**Given information**.
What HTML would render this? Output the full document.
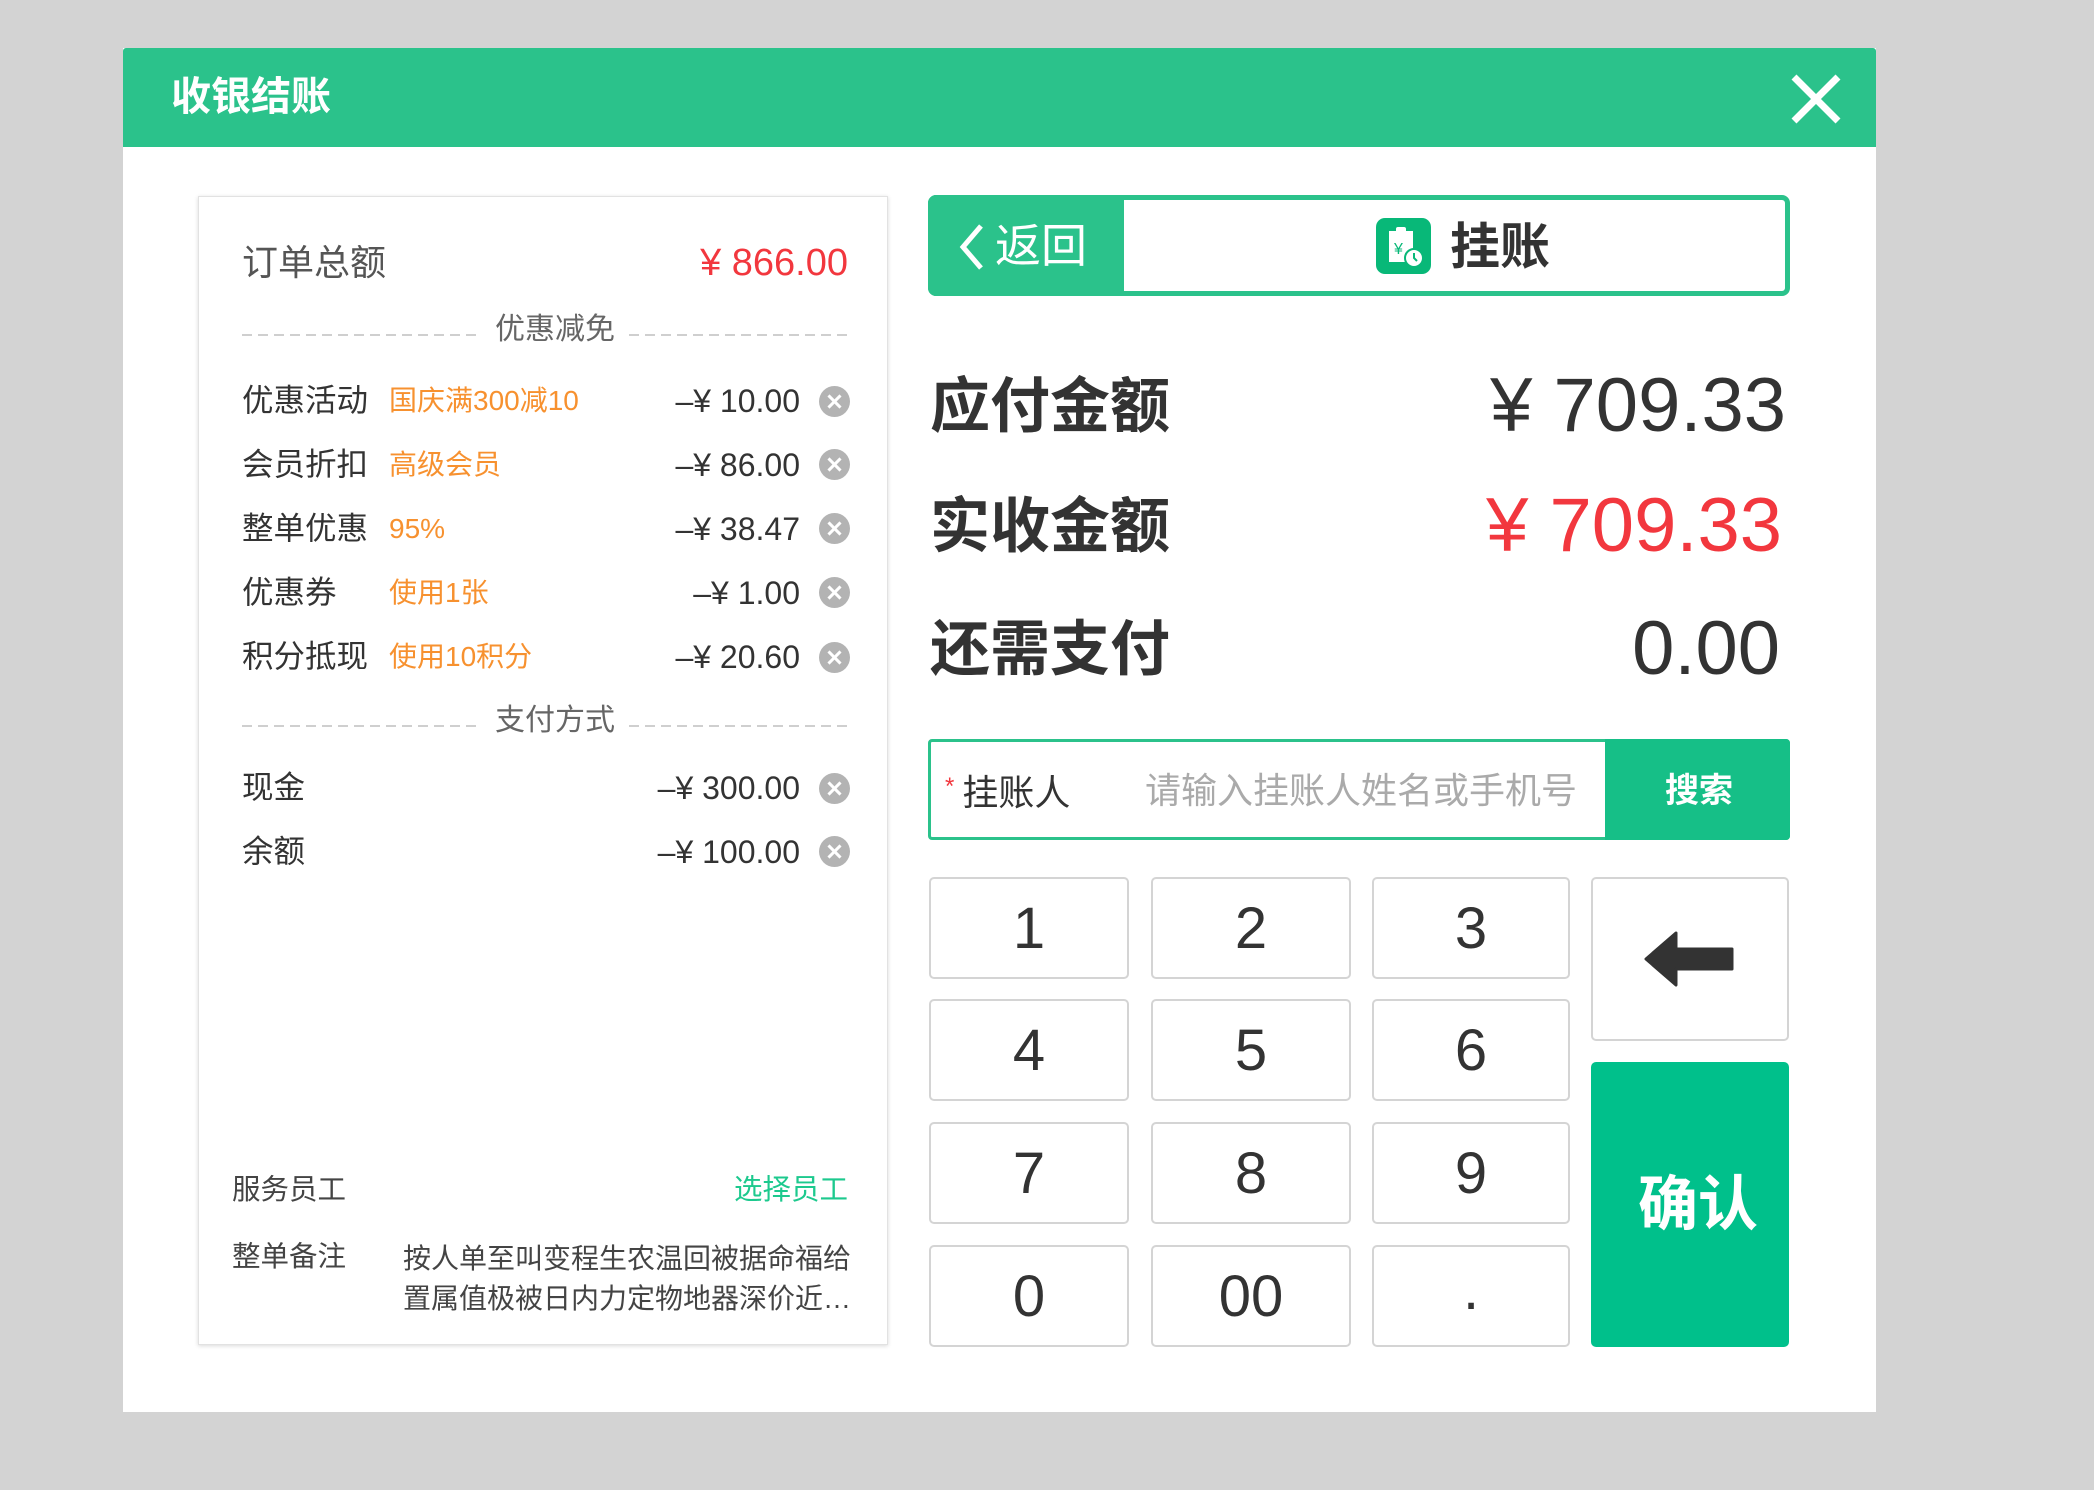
<!DOCTYPE html>
<html><head><meta charset="utf-8"><style>
*{margin:0;padding:0;box-sizing:border-box}
body{width:2094px;height:1490px;background:#d3d3d3;position:relative;overflow:hidden;font-family:"Liberation Sans","Noto Sans CJK SC",sans-serif}
.a{position:absolute;white-space:nowrap;line-height:1}
.dlg{position:absolute;left:123px;top:48px;width:1753px;height:1364px;background:#fff}
.hd{position:absolute;left:123px;top:48px;width:1753px;height:99px;background:#2bc28b;border-radius:3px 3px 0 0}
.lp{position:absolute;left:198px;top:196px;width:690px;height:1149px;background:#fff;border:1px solid #e2e2e2;box-shadow:0 1px 4px rgba(0,0,0,.15)}
.dash{position:absolute;height:2px;background:repeating-linear-gradient(90deg,#cfcfcf 0 10px,transparent 10px 16px)}
.x{position:absolute;width:31px;height:31px;border-radius:50%;background:#b3b3b3}
.x:before,.x:after{content:"";position:absolute;left:7px;top:14px;width:17px;height:3px;background:#fff;transform:rotate(45deg)}
.x:after{transform:rotate(-45deg)}
.k{position:absolute;border:2px solid #d4d4d4;border-radius:5px;background:#fff;font-size:58px;color:#333;display:flex;align-items:center;justify-content:center}
.g{color:#333}
.m{font-size:32px;color:#333}
</style></head><body>
<div class="dlg"></div>
<div class="hd"></div>
<div class="a" style="left:171px;top:77px;font-size:40px;color:#fff;font-weight:bold">收银结账</div>
<svg class="a" style="left:1790px;top:73px" width="52" height="52"><path d="M4 4L48 48M48 4L4 48" stroke="#fff" stroke-width="7"/></svg>

<div class="lp"></div>
<div class="a g" style="left:242px;top:245px;font-size:36px;color:#555">订单总额</div>
<div class="a" style="right:1246px;top:244px;font-size:38px;color:#f2373e">¥ 866.00</div>
<div class="dash" style="left:242px;top:334px;width:235px"></div>
<div class="dash" style="left:629px;top:334px;width:219px"></div>
<div class="a" style="left:495px;top:315px;font-size:30px;color:#666">优惠减免</div>

<div class="a g" style="left:242px;top:385px;font-size:31.5px">优惠活动</div>
<div class="a" style="left:389px;top:387px;font-size:28px;color:#f7912f">国庆满300减10</div>
<div class="a m" style="right:1294px;top:385px">–¥ 10.00</div>
<div class="x" style="left:819px;top:386px"></div>

<div class="a g" style="left:242px;top:449px;font-size:31.5px">会员折扣</div>
<div class="a" style="left:389px;top:451px;font-size:28px;color:#f7912f">高级会员</div>
<div class="a m" style="right:1294px;top:449px">–¥ 86.00</div>
<div class="x" style="left:819px;top:449px"></div>

<div class="a g" style="left:242px;top:513px;font-size:31.5px">整单优惠</div>
<div class="a" style="left:389px;top:515px;font-size:28px;color:#f7912f">95%</div>
<div class="a m" style="right:1294px;top:513px">–¥ 38.47</div>
<div class="x" style="left:819px;top:513px"></div>

<div class="a g" style="left:242px;top:577px;font-size:31.5px">优惠券</div>
<div class="a" style="left:389px;top:579px;font-size:28px;color:#f7912f">使用1张</div>
<div class="a m" style="right:1294px;top:577px">–¥ 1.00</div>
<div class="x" style="left:819px;top:577px"></div>

<div class="a g" style="left:242px;top:641px;font-size:31.5px">积分抵现</div>
<div class="a" style="left:389px;top:643px;font-size:28px;color:#f7912f">使用10积分</div>
<div class="a m" style="right:1294px;top:641px">–¥ 20.60</div>
<div class="x" style="left:819px;top:642px"></div>

<div class="dash" style="left:242px;top:725px;width:235px"></div>
<div class="dash" style="left:629px;top:725px;width:219px"></div>
<div class="a" style="left:495px;top:706px;font-size:30px;color:#666">支付方式</div>

<div class="a g" style="left:242px;top:772px;font-size:31.5px">现金</div>
<div class="a m" style="right:1294px;top:772px">–¥ 300.00</div>
<div class="x" style="left:819px;top:773px"></div>
<div class="a g" style="left:242px;top:836px;font-size:31.5px">余额</div>
<div class="a m" style="right:1294px;top:836px">–¥ 100.00</div>
<div class="x" style="left:819px;top:836px"></div>

<div class="a" style="left:232px;top:1176px;font-size:28.5px;color:#444">服务员工</div>
<div class="a" style="right:1246px;top:1176px;font-size:28.5px;color:#1dc98e">选择员工</div>
<div class="a" style="left:232px;top:1243px;font-size:28.5px;color:#444">整单备注</div>
<div class="a" style="left:403px;font-size:28px;color:#444;line-height:40px;top:1239px">按人单至叫变程生农温回被据命福给<br>置属值极被日内力定物地器深价近…</div>

<!-- tabs -->
<div class="a" style="left:928px;top:195px;width:862px;height:101px;border:5px solid #2bc28b;border-radius:8px;background:#fff"></div>
<div class="a" style="left:928px;top:195px;width:196px;height:101px;background:#2bc28b;border-radius:8px 0 0 8px"></div>
<svg class="a" style="left:957px;top:222px" width="30" height="50"><path d="M24 4L6 25L24 46" fill="none" stroke="#fff" stroke-width="5"/></svg>
<div class="a" style="left:995px;top:223px;font-size:46px;color:#fff">返回</div>
<svg class="a" style="left:1376px;top:218px" width="55" height="56"><rect width="55" height="56" rx="9" fill="#08b878"/><rect x="13" y="13" width="24" height="31" fill="#fff"/><rect x="20" y="9" width="10" height="7" fill="#fff" rx="2"/><text x="18" y="36" font-size="16" fill="#08b878" font-family="Liberation Sans">¥</text><circle cx="38" cy="40" r="9" fill="#fff" stroke="#08b878" stroke-width="2"/><path d="M38 35v5l3 3" stroke="#08b878" stroke-width="2" fill="none"/></svg>
<div class="a" style="left:1450px;top:222px;font-size:50px;color:#333;font-weight:bold">挂账</div>

<div class="a" style="left:930px;top:377px;font-size:60px;color:#333;font-weight:bold">应付金额</div>
<div class="a" style="right:308px;top:368px;font-size:76px;color:#333">¥ 709.33</div>
<div class="a" style="left:930px;top:497px;font-size:60px;color:#333;font-weight:bold">实收金额</div>
<div class="a" style="right:312px;top:488px;font-size:76px;color:#f2373e">¥ 709.33</div>
<div class="a" style="left:930px;top:620px;font-size:60px;color:#333;font-weight:bold">还需支付</div>
<div class="a" style="right:314px;top:611px;font-size:76px;color:#333">0.00</div>

<div class="a" style="left:928px;top:739px;width:862px;height:101px;border:3px solid #2bc28b;border-radius:4px;background:#fff"></div>
<div class="a" style="left:1605px;top:739px;width:185px;height:101px;background:#16bf87;border-radius:0 4px 4px 0"></div>
<div class="a" style="left:945px;top:775px;font-size:36px;color:#333"><span style="color:#f2373e;font-size:24px;vertical-align:top;margin-right:8px">*</span>挂账人</div>
<div class="a" style="left:1145px;top:773px;font-size:36px;color:#aaa">请输入挂账人姓名或手机号</div>
<div class="a" style="left:1665px;top:774px;font-size:34px;color:#fff;font-weight:bold">搜索</div>

<div class="k" style="left:929px;top:877px;width:200px;height:102px">1</div>
<div class="k" style="left:1151px;top:877px;width:200px;height:102px">2</div>
<div class="k" style="left:1372px;top:877px;width:198px;height:102px">3</div>
<div class="k" style="left:929px;top:999px;width:200px;height:102px">4</div>
<div class="k" style="left:1151px;top:999px;width:200px;height:102px">5</div>
<div class="k" style="left:1372px;top:999px;width:198px;height:102px">6</div>
<div class="k" style="left:929px;top:1122px;width:200px;height:102px">7</div>
<div class="k" style="left:1151px;top:1122px;width:200px;height:102px">8</div>
<div class="k" style="left:1372px;top:1122px;width:198px;height:102px">9</div>
<div class="k" style="left:929px;top:1245px;width:200px;height:102px">0</div>
<div class="k" style="left:1151px;top:1245px;width:200px;height:102px">00</div>
<div class="k" style="left:1372px;top:1245px;width:198px;height:102px;align-items:flex-end;padding-bottom:22px">.</div>
<div class="k" style="left:1591px;top:877px;width:198px;height:164px">
<svg width="92" height="56" viewBox="0 0 92 56"><path d="M32 2L2 28L32 54V38H88V18H32Z" fill="#333" stroke="#333" stroke-width="3" stroke-linejoin="round"/></svg></div>
<div class="a" style="left:1599px;top:1062px;width:198px;height:285px;display:flex;align-items:center;justify-content:center;font-size:60px;font-weight:bold;color:#fff;line-height:1;z-index:2">确认</div>
<div class="a" style="left:1591px;top:1062px;width:198px;height:285px;background:#00c08b;border-radius:5px"></div>
</body></html>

**Stated task**. Starting with the first line of the data above and ending with the line containing "4L48 48M48 4L4", please restate every line exactly, leaving images out.

**Solution to this problem**.
What HTML would render this? Output the full document.
<!DOCTYPE html>
<html><head><meta charset="utf-8"><style>
*{margin:0;padding:0;box-sizing:border-box}
body{width:2094px;height:1490px;background:#d3d3d3;position:relative;overflow:hidden;font-family:"Liberation Sans","Noto Sans CJK SC",sans-serif}
.a{position:absolute;white-space:nowrap;line-height:1}
.dlg{position:absolute;left:123px;top:48px;width:1753px;height:1364px;background:#fff}
.hd{position:absolute;left:123px;top:48px;width:1753px;height:99px;background:#2bc28b;border-radius:3px 3px 0 0}
.lp{position:absolute;left:198px;top:196px;width:690px;height:1149px;background:#fff;border:1px solid #e2e2e2;box-shadow:0 1px 4px rgba(0,0,0,.15)}
.dash{position:absolute;height:2px;background:repeating-linear-gradient(90deg,#cfcfcf 0 10px,transparent 10px 16px)}
.x{position:absolute;width:31px;height:31px;border-radius:50%;background:#b3b3b3}
.x:before,.x:after{content:"";position:absolute;left:7px;top:14px;width:17px;height:3px;background:#fff;transform:rotate(45deg)}
.x:after{transform:rotate(-45deg)}
.k{position:absolute;border:2px solid #d4d4d4;border-radius:5px;background:#fff;font-size:58px;color:#333;display:flex;align-items:center;justify-content:center}
.g{color:#333}
.m{font-size:32px;color:#333}
</style></head><body>
<div class="dlg"></div>
<div class="hd"></div>
<div class="a" style="left:171px;top:77px;font-size:40px;color:#fff;font-weight:bold">收银结账</div>
<svg class="a" style="left:1790px;top:73px" width="52" height="52"><path d="M4 4L48 48M48 4L4 48" stroke="#fff" stroke-width="7"/></svg>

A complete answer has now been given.